Your instructions — Search the material for the word "React" and report each line where it turns up.

::: Given information :::

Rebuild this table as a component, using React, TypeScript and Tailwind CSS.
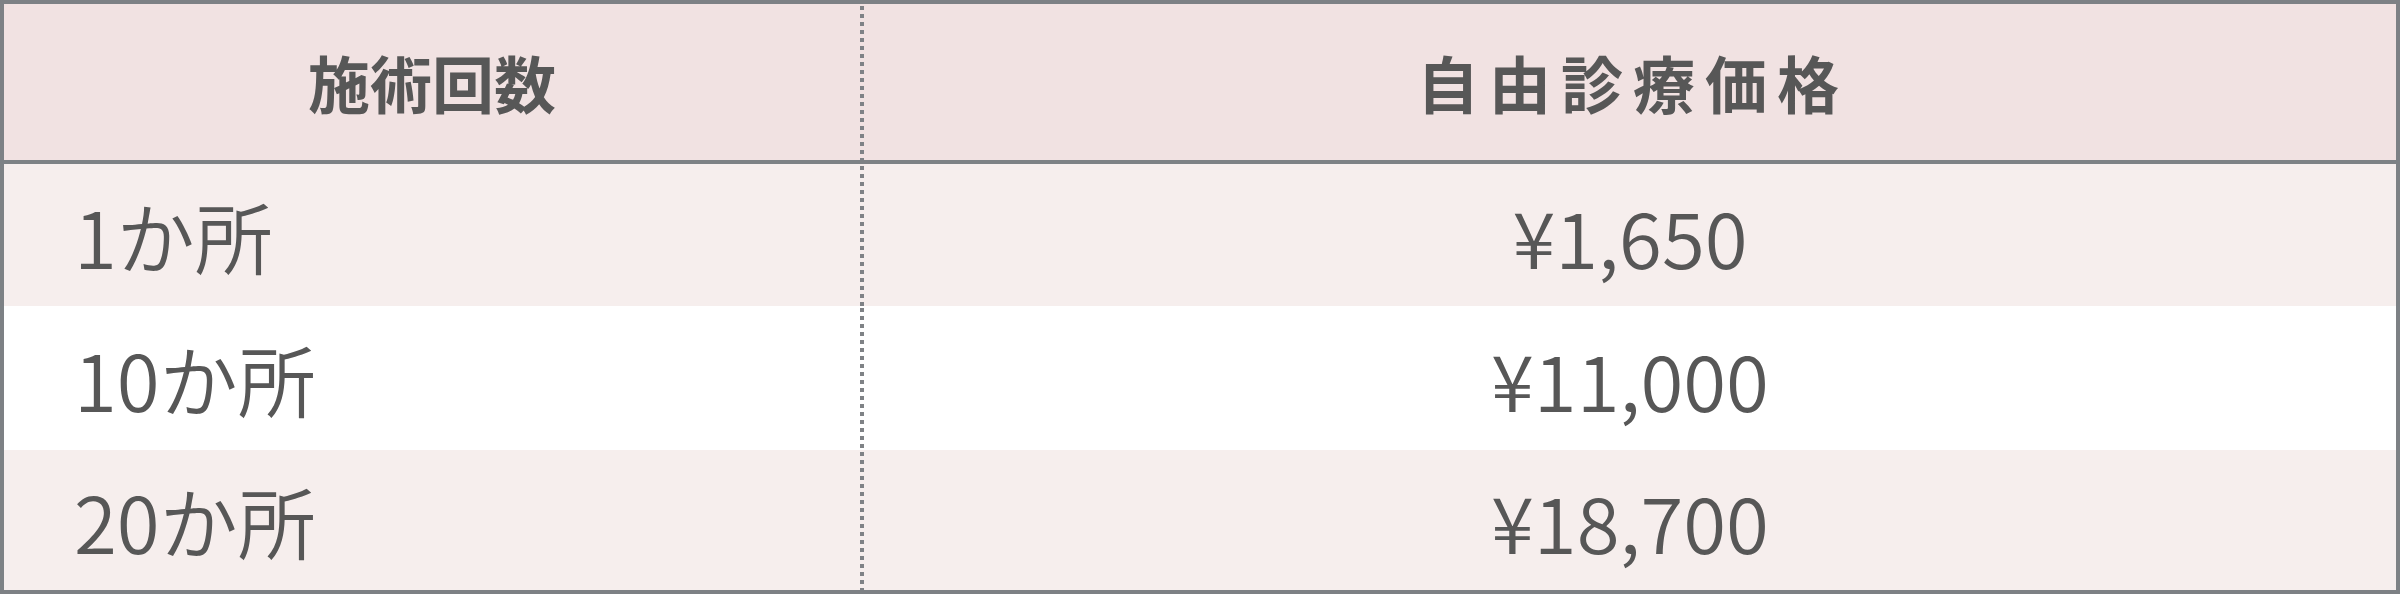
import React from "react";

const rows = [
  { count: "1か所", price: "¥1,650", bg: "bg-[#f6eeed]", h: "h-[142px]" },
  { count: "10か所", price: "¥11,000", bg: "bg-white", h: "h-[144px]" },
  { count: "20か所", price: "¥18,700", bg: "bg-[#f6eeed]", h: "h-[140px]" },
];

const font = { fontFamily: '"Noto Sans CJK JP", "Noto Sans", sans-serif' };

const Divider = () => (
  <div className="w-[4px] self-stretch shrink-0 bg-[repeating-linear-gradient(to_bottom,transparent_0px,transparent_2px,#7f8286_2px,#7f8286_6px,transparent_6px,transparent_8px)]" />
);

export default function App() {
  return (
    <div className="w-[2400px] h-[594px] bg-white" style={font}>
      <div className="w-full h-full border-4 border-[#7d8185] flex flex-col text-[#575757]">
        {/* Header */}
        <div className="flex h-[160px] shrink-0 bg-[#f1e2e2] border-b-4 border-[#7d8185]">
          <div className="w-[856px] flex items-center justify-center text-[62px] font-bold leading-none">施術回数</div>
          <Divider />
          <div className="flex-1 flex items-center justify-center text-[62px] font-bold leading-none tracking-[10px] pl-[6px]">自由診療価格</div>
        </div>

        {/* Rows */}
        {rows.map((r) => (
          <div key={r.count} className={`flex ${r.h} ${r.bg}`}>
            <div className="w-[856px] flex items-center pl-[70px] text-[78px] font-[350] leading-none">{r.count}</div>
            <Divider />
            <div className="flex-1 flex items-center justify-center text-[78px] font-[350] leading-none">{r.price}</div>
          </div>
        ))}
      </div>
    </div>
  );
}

:::

Correct response —
Rebuild this table as a component, using React, TypeScript and Tailwind CSS.
import React from "react";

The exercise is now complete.